start Data

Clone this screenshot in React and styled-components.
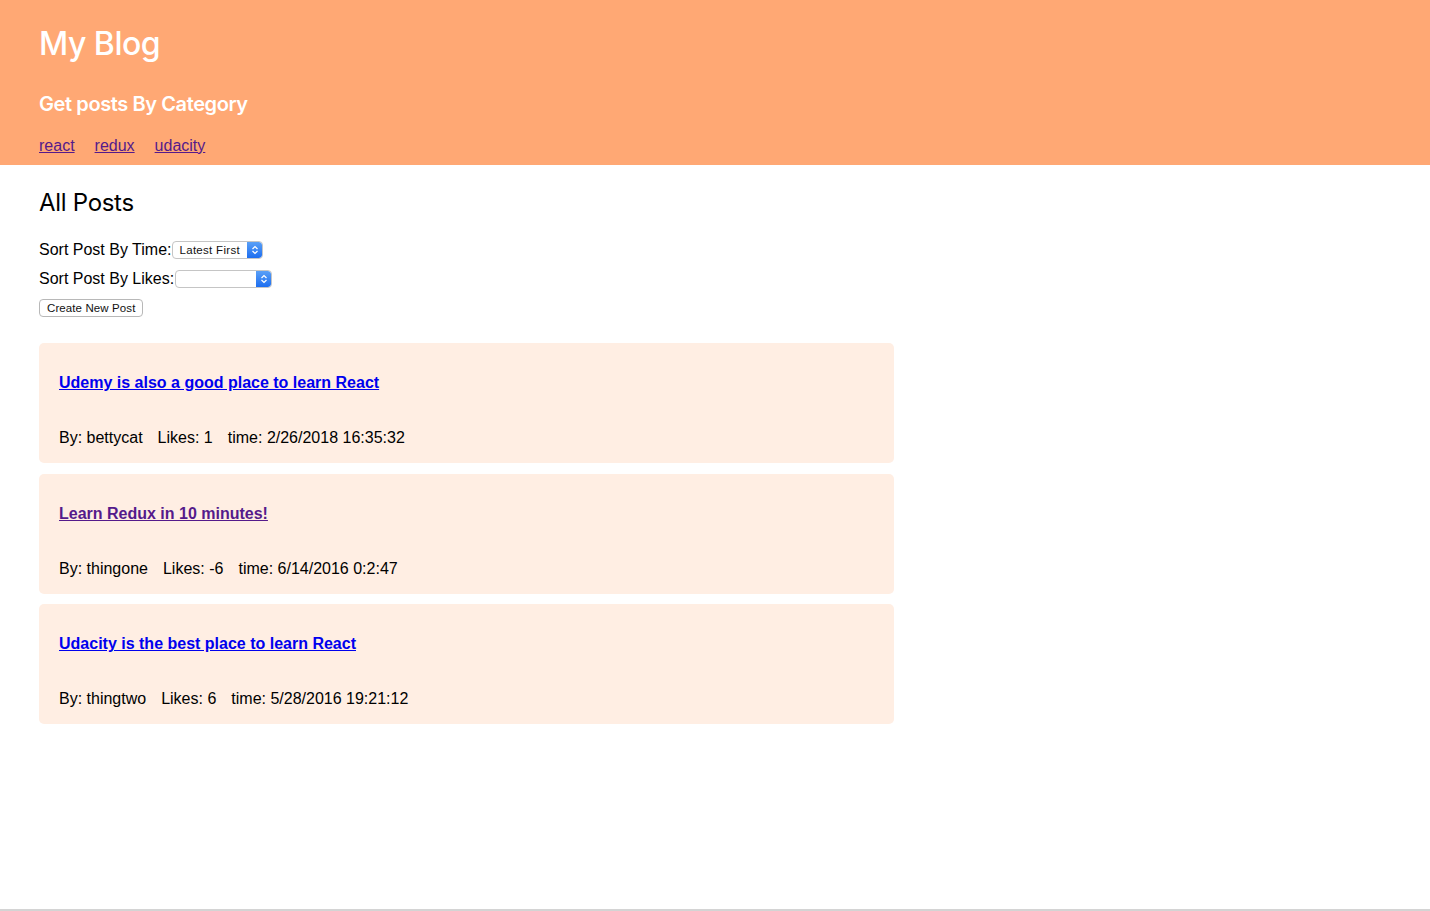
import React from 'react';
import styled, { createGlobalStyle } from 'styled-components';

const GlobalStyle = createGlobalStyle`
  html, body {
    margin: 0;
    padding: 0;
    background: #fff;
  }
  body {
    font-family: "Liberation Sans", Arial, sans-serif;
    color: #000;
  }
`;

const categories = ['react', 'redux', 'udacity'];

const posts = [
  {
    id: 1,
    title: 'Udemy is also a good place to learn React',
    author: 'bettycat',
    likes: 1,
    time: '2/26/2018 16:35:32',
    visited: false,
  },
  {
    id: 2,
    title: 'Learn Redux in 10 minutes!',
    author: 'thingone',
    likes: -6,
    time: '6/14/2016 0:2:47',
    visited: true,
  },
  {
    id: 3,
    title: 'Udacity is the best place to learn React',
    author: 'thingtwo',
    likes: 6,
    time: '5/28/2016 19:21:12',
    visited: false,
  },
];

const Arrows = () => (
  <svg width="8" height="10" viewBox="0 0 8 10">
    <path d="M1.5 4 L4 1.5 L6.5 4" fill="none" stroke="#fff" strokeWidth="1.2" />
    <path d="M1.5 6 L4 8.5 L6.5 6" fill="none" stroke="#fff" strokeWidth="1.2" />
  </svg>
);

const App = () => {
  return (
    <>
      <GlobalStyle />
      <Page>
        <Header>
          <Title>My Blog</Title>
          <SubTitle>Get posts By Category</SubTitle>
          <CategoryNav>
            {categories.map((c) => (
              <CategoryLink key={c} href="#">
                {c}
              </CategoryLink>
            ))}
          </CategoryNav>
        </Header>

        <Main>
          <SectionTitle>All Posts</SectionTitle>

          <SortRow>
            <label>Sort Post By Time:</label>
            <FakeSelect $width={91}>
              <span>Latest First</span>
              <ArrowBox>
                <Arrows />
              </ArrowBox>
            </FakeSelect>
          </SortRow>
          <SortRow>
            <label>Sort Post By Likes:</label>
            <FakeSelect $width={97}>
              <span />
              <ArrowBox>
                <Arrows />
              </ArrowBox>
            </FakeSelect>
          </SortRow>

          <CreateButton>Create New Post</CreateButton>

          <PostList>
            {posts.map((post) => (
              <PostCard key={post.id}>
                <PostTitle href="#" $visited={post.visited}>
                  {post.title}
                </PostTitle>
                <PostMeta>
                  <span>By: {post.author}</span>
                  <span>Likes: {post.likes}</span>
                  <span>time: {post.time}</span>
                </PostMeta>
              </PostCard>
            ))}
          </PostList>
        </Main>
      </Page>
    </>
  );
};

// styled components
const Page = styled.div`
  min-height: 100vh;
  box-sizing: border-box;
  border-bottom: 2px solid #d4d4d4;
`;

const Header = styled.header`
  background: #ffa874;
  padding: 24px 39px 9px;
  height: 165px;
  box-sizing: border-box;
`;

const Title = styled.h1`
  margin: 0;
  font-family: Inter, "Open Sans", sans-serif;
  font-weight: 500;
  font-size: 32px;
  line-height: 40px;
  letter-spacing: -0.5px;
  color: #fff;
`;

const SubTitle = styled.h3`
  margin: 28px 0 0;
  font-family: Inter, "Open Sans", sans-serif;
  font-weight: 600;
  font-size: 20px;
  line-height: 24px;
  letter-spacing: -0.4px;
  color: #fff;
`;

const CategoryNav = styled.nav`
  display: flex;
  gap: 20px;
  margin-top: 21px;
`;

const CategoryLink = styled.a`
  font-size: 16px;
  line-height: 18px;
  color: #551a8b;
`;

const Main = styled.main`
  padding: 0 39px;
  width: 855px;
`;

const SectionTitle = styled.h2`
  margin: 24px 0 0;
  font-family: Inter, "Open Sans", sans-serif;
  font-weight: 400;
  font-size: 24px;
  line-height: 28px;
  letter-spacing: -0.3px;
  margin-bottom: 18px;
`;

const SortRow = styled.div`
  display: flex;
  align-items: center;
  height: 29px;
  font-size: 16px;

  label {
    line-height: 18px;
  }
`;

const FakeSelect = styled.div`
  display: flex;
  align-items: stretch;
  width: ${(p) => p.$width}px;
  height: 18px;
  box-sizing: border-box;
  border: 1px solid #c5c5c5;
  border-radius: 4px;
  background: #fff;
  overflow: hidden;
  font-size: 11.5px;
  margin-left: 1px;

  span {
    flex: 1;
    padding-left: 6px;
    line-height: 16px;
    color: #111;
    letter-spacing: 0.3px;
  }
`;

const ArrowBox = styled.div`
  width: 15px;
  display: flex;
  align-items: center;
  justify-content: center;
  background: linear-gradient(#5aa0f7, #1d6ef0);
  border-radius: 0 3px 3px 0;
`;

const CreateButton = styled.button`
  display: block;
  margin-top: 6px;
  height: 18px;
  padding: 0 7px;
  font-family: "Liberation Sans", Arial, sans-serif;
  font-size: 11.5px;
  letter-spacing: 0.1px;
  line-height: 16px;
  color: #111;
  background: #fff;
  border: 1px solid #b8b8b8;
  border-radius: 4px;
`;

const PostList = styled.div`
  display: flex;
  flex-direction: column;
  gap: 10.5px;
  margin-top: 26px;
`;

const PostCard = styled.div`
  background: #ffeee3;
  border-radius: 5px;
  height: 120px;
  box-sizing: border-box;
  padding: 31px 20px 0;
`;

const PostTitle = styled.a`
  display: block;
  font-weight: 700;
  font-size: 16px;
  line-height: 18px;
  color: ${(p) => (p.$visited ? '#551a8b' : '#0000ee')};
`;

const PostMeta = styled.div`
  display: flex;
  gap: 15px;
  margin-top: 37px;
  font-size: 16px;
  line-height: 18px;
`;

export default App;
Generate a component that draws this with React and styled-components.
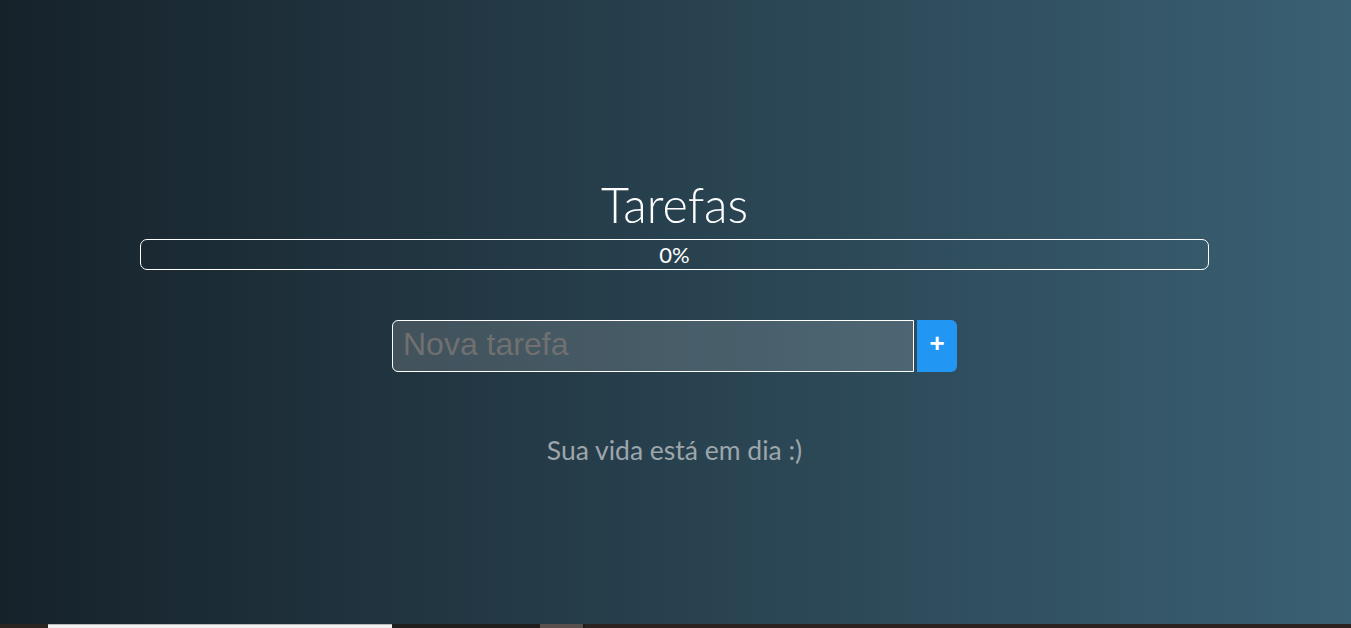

end Data

▸ Stated goal: Reproduce every line precisely as given, omitting all pictures.

▸ Answer to the exercise:
Clone this screenshot in React and styled-components.
import React from 'react';
import styled, { createGlobalStyle } from 'styled-components';

const GlobalStyle = createGlobalStyle`
  html, body {
    margin: 0;
    padding: 0;
    background: #fff;
  }
  body {
    font-family: "Liberation Sans", Arial, sans-serif;
    color: #000;
  }
`;

const categories = ['react', 'redux', 'udacity'];

const posts = [
  {
    id: 1,
    title: 'Udemy is also a good place to learn React',
    author: 'bettycat',
    likes: 1,
    time: '2/26/2018 16:35:32',
    visited: false,
  },
  {
    id: 2,
    title: 'Learn Redux in 10 minutes!',
    author: 'thingone',
    likes: -6,
    time: '6/14/2016 0:2:47',
    visited: true,
  },
  {
    id: 3,
    title: 'Udacity is the best place to learn React',
    author: 'thingtwo',
    likes: 6,
    time: '5/28/2016 19:21:12',
    visited: false,
  },
];

const Arrows = () => (
  <svg width="8" height="10" viewBox="0 0 8 10">
    <path d="M1.5 4 L4 1.5 L6.5 4" fill="none" stroke="#fff" strokeWidth="1.2" />
    <path d="M1.5 6 L4 8.5 L6.5 6" fill="none" stroke="#fff" strokeWidth="1.2" />
  </svg>
);

const App = () => {
  return (
    <>
      <GlobalStyle />
      <Page>
        <Header>
          <Title>My Blog</Title>
          <SubTitle>Get posts By Category</SubTitle>
          <CategoryNav>
            {categories.map((c) => (
              <CategoryLink key={c} href="#">
                {c}
              </CategoryLink>
            ))}
          </CategoryNav>
        </Header>

        <Main>
          <SectionTitle>All Posts</SectionTitle>

          <SortRow>
            <label>Sort Post By Time:</label>
            <FakeSelect $width={91}>
              <span>Latest First</span>
              <ArrowBox>
                <Arrows />
              </ArrowBox>
            </FakeSelect>
          </SortRow>
          <SortRow>
            <label>Sort Post By Likes:</label>
            <FakeSelect $width={97}>
              <span />
              <ArrowBox>
                <Arrows />
              </ArrowBox>
            </FakeSelect>
          </SortRow>

          <CreateButton>Create New Post</CreateButton>

          <PostList>
            {posts.map((post) => (
              <PostCard key={post.id}>
                <PostTitle href="#" $visited={post.visited}>
                  {post.title}
                </PostTitle>
                <PostMeta>
                  <span>By: {post.author}</span>
                  <span>Likes: {post.likes}</span>
                  <span>time: {post.time}</span>
                </PostMeta>
              </PostCard>
            ))}
          </PostList>
        </Main>
      </Page>
    </>
  );
};

// styled components
const Page = styled.div`
  min-height: 100vh;
  box-sizing: border-box;
  border-bottom: 2px solid #d4d4d4;
`;

const Header = styled.header`
  background: #ffa874;
  padding: 24px 39px 9px;
  height: 165px;
  box-sizing: border-box;
`;

const Title = styled.h1`
  margin: 0;
  font-family: Inter, "Open Sans", sans-serif;
  font-weight: 500;
  font-size: 32px;
  line-height: 40px;
  letter-spacing: -0.5px;
  color: #fff;
`;

const SubTitle = styled.h3`
  margin: 28px 0 0;
  font-family: Inter, "Open Sans", sans-serif;
  font-weight: 600;
  font-size: 20px;
  line-height: 24px;
  letter-spacing: -0.4px;
  color: #fff;
`;

const CategoryNav = styled.nav`
  display: flex;
  gap: 20px;
  margin-top: 21px;
`;

const CategoryLink = styled.a`
  font-size: 16px;
  line-height: 18px;
  color: #551a8b;
`;

const Main = styled.main`
  padding: 0 39px;
  width: 855px;
`;

const SectionTitle = styled.h2`
  margin: 24px 0 0;
  font-family: Inter, "Open Sans", sans-serif;
  font-weight: 400;
  font-size: 24px;
  line-height: 28px;
  letter-spacing: -0.3px;
  margin-bottom: 18px;
`;

const SortRow = styled.div`
  display: flex;
  align-items: center;
  height: 29px;
  font-size: 16px;

  label {
    line-height: 18px;
  }
`;

const FakeSelect = styled.div`
  display: flex;
  align-items: stretch;
  width: ${(p) => p.$width}px;
  height: 18px;
  box-sizing: border-box;
  border: 1px solid #c5c5c5;
  border-radius: 4px;
  background: #fff;
  overflow: hidden;
  font-size: 11.5px;
  margin-left: 1px;

  span {
    flex: 1;
    padding-left: 6px;
    line-height: 16px;
    color: #111;
    letter-spacing: 0.3px;
  }
`;

const ArrowBox = styled.div`
  width: 15px;
  display: flex;
  align-items: center;
  justify-content: center;
  background: linear-gradient(#5aa0f7, #1d6ef0);
  border-radius: 0 3px 3px 0;
`;

const CreateButton = styled.button`
  display: block;
  margin-top: 6px;
  height: 18px;
  padding: 0 7px;
  font-family: "Liberation Sans", Arial, sans-serif;
  font-size: 11.5px;
  letter-spacing: 0.1px;
  line-height: 16px;
  color: #111;
  background: #fff;
  border: 1px solid #b8b8b8;
  border-radius: 4px;
`;

const PostList = styled.div`
  display: flex;
  flex-direction: column;
  gap: 10.5px;
  margin-top: 26px;
`;

const PostCard = styled.div`
  background: #ffeee3;
  border-radius: 5px;
  height: 120px;
  box-sizing: border-box;
  padding: 31px 20px 0;
`;

const PostTitle = styled.a`
  display: block;
  font-weight: 700;
  font-size: 16px;
  line-height: 18px;
  color: ${(p) => (p.$visited ? '#551a8b' : '#0000ee')};
`;

const PostMeta = styled.div`
  display: flex;
  gap: 15px;
  margin-top: 37px;
  font-size: 16px;
  line-height: 18px;
`;

export default App;
Generate a component that draws this with React and styled-components.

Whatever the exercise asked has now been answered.